== EXERCISE INSTRUCTIONS ==
Which lines contain the word "What"? Return each of them as written.

== Records from a data collection ==

====

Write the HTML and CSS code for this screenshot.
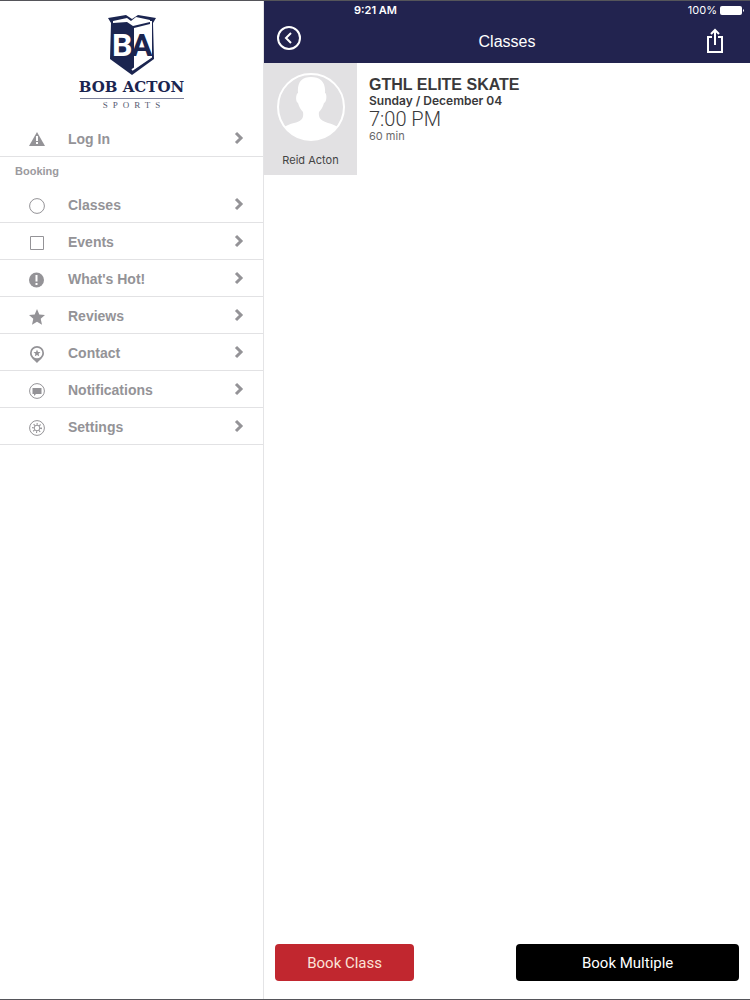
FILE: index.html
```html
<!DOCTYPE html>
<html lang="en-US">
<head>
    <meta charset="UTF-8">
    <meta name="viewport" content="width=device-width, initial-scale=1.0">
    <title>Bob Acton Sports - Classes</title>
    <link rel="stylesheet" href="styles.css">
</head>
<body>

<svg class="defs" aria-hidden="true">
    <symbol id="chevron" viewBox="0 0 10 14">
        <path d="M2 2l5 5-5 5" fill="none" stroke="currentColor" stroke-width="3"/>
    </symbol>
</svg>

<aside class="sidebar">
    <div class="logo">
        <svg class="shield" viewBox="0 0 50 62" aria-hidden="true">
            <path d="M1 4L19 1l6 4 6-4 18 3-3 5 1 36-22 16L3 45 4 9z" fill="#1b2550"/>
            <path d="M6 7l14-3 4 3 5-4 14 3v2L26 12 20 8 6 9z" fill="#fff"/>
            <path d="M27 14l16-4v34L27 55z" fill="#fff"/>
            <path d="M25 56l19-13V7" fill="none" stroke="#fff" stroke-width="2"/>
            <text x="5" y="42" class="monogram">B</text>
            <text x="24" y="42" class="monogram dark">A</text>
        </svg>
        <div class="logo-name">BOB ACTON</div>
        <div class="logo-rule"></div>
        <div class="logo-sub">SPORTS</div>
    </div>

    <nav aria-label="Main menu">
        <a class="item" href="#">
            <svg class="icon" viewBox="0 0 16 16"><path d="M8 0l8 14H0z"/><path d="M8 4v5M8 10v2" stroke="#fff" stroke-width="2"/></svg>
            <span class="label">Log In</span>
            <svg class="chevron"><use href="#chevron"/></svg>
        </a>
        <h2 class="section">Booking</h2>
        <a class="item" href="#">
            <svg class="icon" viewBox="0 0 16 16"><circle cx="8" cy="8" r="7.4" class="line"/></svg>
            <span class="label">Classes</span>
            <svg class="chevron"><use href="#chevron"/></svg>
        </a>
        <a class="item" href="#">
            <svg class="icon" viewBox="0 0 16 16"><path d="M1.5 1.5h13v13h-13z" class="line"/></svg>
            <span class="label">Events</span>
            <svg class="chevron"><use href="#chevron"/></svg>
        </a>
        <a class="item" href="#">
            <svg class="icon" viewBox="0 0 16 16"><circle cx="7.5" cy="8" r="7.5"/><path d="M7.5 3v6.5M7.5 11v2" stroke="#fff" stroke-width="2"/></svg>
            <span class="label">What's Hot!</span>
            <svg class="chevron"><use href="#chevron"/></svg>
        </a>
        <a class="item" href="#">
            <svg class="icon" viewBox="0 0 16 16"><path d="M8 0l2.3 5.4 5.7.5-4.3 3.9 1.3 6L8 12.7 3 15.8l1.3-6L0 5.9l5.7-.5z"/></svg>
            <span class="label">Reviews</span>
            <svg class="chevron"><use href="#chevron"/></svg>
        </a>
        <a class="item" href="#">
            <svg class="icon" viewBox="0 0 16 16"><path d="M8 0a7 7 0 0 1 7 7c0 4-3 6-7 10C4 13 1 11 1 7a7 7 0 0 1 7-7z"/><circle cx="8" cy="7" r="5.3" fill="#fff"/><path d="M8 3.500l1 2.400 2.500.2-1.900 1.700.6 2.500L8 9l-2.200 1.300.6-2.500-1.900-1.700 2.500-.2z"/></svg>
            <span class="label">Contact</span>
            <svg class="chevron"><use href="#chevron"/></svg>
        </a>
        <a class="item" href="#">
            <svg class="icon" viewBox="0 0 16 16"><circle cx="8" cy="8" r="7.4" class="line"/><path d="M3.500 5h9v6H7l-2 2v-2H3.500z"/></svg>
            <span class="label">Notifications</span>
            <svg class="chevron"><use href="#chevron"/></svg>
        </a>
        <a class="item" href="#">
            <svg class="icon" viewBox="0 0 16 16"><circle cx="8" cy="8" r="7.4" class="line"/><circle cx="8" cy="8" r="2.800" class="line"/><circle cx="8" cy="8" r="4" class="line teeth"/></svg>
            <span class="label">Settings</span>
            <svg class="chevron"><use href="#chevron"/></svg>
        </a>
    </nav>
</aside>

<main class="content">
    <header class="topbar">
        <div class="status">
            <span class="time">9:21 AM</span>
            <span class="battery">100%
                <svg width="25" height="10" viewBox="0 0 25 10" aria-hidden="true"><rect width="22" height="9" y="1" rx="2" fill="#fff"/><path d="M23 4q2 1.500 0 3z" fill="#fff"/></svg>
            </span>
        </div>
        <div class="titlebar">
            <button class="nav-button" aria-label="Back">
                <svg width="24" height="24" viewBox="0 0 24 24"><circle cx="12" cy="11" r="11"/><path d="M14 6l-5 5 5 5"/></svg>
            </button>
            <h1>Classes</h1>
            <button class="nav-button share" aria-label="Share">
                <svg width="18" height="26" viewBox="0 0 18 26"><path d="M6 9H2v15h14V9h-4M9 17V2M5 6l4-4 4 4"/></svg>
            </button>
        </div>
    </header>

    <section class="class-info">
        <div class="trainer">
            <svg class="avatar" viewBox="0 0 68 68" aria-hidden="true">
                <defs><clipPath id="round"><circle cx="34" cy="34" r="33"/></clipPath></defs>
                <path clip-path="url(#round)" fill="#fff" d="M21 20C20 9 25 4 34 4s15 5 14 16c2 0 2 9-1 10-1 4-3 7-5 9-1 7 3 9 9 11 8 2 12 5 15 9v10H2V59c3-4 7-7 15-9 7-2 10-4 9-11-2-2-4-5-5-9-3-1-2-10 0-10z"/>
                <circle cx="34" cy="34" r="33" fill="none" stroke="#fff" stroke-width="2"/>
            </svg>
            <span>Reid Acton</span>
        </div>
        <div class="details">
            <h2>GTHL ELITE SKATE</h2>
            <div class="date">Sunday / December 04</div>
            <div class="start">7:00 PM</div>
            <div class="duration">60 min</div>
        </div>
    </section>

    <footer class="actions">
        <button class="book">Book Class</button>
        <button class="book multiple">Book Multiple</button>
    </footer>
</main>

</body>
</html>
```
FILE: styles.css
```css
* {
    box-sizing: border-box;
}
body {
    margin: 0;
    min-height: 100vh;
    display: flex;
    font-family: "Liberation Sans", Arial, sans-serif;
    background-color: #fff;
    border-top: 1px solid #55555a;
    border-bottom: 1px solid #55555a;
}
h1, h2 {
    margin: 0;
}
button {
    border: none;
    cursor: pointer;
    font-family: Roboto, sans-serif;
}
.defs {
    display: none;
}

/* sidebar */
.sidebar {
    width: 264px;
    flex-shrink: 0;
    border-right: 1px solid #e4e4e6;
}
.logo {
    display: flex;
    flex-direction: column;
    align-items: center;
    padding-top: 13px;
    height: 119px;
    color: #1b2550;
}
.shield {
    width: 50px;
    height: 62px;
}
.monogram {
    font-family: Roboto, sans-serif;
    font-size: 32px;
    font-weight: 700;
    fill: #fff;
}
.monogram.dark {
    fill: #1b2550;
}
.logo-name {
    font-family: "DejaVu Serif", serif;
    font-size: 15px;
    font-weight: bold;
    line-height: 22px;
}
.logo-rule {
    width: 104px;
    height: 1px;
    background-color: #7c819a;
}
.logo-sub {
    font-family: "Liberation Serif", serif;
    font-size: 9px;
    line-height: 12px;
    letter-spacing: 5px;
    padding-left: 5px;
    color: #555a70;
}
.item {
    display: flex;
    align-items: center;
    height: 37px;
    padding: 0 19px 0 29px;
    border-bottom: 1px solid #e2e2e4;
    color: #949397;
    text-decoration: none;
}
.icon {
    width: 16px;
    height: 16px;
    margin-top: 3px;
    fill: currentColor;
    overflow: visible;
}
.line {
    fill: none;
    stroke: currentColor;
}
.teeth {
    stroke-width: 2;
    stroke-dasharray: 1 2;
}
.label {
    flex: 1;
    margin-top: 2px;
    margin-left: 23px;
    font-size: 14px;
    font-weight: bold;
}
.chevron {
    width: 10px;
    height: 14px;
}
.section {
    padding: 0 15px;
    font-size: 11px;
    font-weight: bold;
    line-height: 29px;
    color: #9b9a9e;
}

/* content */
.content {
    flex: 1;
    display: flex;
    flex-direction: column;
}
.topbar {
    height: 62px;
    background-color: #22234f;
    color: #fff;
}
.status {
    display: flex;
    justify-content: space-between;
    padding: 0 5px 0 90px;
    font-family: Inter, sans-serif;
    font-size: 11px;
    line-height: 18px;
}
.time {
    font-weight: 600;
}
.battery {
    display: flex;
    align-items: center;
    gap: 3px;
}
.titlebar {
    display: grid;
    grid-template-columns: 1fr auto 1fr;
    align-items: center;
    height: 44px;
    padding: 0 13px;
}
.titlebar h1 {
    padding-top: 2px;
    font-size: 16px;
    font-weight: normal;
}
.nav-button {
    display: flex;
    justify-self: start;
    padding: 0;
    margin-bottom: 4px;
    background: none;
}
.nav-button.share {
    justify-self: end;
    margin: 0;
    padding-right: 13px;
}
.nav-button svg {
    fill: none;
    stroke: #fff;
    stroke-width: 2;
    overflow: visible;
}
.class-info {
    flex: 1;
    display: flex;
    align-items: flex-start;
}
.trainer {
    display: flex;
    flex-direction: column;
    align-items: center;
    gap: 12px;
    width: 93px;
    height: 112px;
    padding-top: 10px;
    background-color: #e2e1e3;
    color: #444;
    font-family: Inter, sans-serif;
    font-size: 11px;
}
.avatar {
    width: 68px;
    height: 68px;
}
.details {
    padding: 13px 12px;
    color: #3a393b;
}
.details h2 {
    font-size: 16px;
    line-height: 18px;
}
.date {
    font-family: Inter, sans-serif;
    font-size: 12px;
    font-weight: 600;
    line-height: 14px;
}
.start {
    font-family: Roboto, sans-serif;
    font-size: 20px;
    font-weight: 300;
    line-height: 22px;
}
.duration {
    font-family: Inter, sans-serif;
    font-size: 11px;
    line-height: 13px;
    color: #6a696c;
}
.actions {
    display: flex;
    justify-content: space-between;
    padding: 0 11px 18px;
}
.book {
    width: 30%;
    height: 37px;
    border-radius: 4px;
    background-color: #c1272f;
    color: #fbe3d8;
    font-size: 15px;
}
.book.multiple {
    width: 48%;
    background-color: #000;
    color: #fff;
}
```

====

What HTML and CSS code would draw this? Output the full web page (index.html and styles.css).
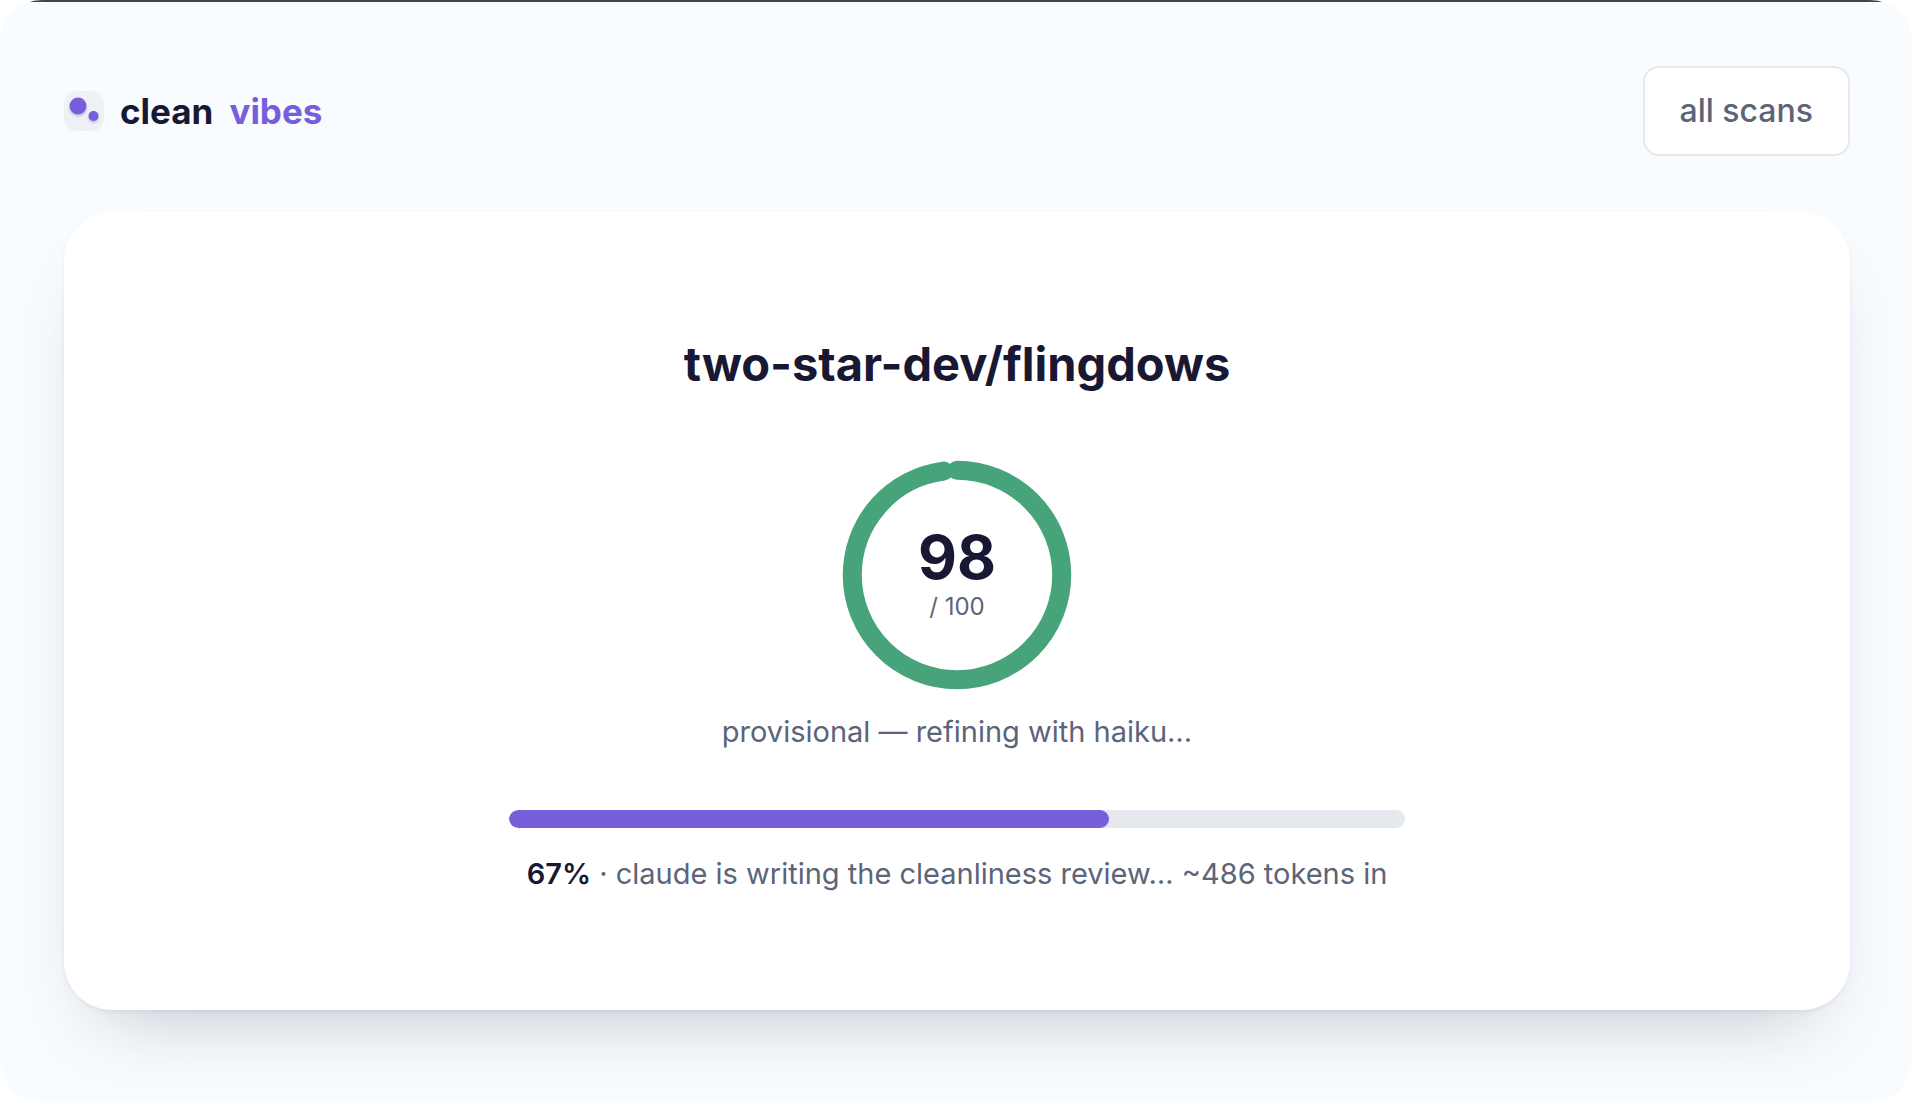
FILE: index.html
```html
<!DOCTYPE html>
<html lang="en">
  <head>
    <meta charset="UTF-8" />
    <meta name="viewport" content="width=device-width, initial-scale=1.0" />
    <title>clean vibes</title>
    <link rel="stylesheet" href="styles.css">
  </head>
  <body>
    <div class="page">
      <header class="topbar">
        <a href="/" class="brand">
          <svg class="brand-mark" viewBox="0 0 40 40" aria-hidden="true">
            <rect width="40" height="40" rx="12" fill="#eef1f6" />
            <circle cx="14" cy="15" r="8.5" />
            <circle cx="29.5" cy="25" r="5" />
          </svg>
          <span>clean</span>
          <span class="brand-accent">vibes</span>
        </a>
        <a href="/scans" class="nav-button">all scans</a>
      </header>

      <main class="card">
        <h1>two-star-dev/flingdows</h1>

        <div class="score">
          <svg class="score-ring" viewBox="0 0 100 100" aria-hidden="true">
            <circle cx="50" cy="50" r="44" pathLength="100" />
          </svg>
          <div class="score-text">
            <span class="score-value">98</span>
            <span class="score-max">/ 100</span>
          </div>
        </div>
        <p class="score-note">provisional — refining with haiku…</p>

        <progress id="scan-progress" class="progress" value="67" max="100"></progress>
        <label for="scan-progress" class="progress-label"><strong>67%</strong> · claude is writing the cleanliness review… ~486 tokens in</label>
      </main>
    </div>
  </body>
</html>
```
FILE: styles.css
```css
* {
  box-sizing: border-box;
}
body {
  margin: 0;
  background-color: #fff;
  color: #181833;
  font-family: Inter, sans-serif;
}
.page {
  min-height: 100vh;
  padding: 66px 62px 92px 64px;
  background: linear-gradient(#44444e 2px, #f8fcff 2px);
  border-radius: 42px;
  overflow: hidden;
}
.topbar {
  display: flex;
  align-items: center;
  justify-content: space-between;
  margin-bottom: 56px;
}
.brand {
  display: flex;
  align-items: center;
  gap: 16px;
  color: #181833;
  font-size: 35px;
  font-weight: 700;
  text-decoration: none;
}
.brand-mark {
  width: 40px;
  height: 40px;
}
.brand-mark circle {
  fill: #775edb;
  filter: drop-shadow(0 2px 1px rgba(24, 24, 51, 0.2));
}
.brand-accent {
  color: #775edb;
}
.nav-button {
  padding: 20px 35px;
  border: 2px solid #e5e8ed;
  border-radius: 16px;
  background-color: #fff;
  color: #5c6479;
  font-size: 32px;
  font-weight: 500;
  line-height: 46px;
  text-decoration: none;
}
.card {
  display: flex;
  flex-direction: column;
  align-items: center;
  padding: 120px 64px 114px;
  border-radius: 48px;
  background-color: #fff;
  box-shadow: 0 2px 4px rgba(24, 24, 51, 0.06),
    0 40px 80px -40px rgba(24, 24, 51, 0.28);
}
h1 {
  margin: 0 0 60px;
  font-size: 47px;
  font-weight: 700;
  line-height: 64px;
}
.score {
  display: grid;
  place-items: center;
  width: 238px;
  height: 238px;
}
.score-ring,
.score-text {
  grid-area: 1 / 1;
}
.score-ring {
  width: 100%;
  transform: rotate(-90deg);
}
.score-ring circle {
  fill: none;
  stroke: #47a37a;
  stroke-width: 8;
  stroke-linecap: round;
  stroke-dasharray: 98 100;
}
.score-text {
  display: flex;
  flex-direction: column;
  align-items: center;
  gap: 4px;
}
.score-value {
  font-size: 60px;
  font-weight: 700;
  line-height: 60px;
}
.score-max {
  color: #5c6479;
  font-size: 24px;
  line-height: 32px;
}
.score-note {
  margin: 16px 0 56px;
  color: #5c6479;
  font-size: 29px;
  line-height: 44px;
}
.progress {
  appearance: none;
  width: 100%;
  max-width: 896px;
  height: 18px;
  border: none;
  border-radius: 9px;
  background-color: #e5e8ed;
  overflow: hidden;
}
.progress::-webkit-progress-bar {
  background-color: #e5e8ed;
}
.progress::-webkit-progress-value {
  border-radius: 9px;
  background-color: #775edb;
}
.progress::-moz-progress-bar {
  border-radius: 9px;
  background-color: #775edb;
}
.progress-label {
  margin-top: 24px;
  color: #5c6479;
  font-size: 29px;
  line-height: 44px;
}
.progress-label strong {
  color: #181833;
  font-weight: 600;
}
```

====

== WORKED SOLUTION ==
            <span class="label">What's Hot!</span>
What HTML and CSS code would draw this? Output the full web page (index.html and styles.css).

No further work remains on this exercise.